Wednesday, April 29, 2020

Creating resilience during tough times: What can we learn from military and civilian families?



                                                              Image by Wokandapix from Pixabay

As I mentioned in my last post, I am working with Purdue University's College of Health and Human Resources on an initiative called "Families Tackling Tough Times Together."  Grounded in Dr. Froma Walsh's model of family resilience, the initiative is creating a series of weekly activities and information - with each week focused on one specific aspect of Walsh's model.

As part of the initiative, I am interviewing both military and civilian families about how they have gotten through a difficult life event in the past, and what they learned that might be useful for all of us as we cope with today's uncertainties and challenges during the ongoing COVID-19 pandemic. Military families face unique challenges, but both military and civilian families have lessons to share about how to adapt and create a new normal during difficult times.

In my first interview in the series, I talk with Richard and Shaneika Williams. Richard has served 12 years in the U.S. Army, Shaneika works in the mental health field, and they are parenting three children. They describe a situation where Richard was assigned a new role in the military - working as a military recruiter.  With this new assignment, the family had to move and both parents were working long hours while commuting long distances to work. They then talk about how they got through the situation by maintaining a positive outlook while also taking turns supporting each other.  Maintaining a positive outlook does not mean ignoring or sugar coating difficult circumstances. Rather, it means acknowledging difficulties while trying to remain hopeful and see the positive; it can also involve working together to try and reduce stressors as is possible over time. The couple does a great job of sharing how they did this - I'm sharing a clip from my interview with them as it has real relevance for what many of us are facing today.

Thursday, April 16, 2020

Families Tackling Tough Times Together Initiative


We are all - military and civilians alike - facing uncertainties and challenges in light of the COVID-19 pandemic.  In response, some of my former colleagues in Purdue University's College of Health and Human Services are launching a new initiative - creating a variety of online resources to help build family resilience in the coming months.  As they describe it:

"Families Tackling Tough Times Together is a new Facebook group and community of support helping families to strengthen their resilience while they cope with a multitude of challenges brought forth by the COVID-19 pandemic. Every week, new materials and activities that focus on a specific aspect of resilience will be released. Families with children, youth, young adults and elders will find materials tailored for them.  All are welcome; we especially welcome military families. This program is led by Purdue University’s College of Health and Human Sciences with contributions from partners at Purdue and across the country."

The program is based on Dr.

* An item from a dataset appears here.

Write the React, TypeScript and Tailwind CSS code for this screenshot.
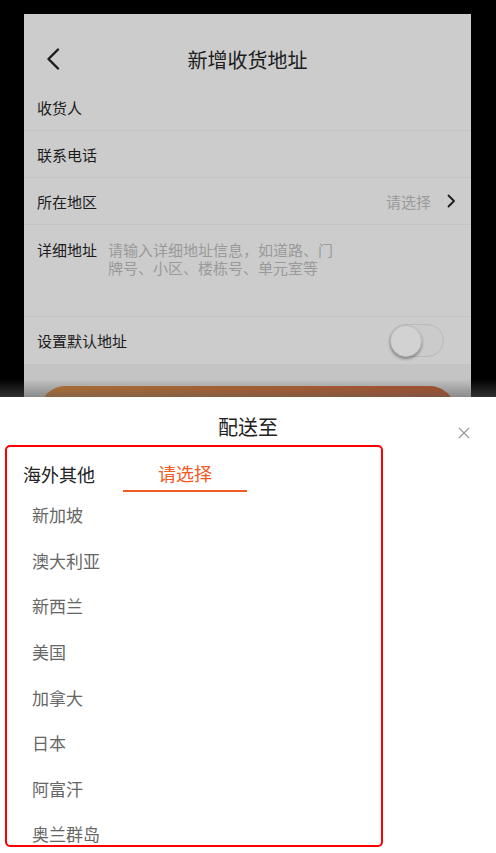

Froma Walsh's model of family resilience.  Rather than viewing resilience as an individual trait or characteristic (e.g., hardiness, grit) that some people have and others don't, Walsh argues that resilience is relational - i.e., it is built as family members support each other and reach out to others for resources.  Resilience is a process that unfolds when families encounter major disruptions (e.g., families exposed to the traumas of war, living in communities with factory closings and major layoffs, coping with natural disasters like Hurricane Katrina).  Family members naturally are distressed by such events but resilient families manage to draw/build on their strengths (maybe strengths they didn't know they had until that point), rally, reach out to others for help, and adapt their lives over time.  Walsh's views are similar to those of a number of communication scholars, such as Tamara Afifi and Patrice Buzzanell, who also have conceptualized resilience in terms of how people think, talk, and relate to each other over time.

One of the first things posted on the program's Facebook page is an interview that Professor Shelley MacDermid Wadsworth, Director of Purdue's Military Family Research Institute, did with Dr. Walsh.  During the 15 minute interview, they talk about what led Dr. Walsh to create her model, her own views on what does (and doesn't) count as resilience, and how her views run contrary to some cultural beliefs in the U.S. (which tend to glorify  the "rugged individual" who struggles alone).  Walsh describes ways in which families can create resilience in three areas (roughly, their beliefs/values, their roles/structure, and their ways of communicating).  She also argues that some families - those who have had to face uncertainties and challenges together in their past - maybe be better prepared than others to cope and adapt together during today's COVID-19 pandemic - but that all families have strengths that they can pull and build on during tough times.

As part of the initiative, I'll be interviewing family members - both from military and civilian families - about their family's strengths and how their family has gotten through a particularly tough time together.  Military families are interesting in this regard as they often have learned to live together: (a) in an environment where big changes (e.g., deployment, change of duty station) happen suddenly and affect the entire family, (b) elements of the future are unpredictable, (c) loved ones carry out essential roles that may put them in danger, and (d) members are physically separated for extended periods of time.  Military families may have lessons to teach all of us about how our families can enact resilience during today's events.  I'll post some short clips from those interviews over time.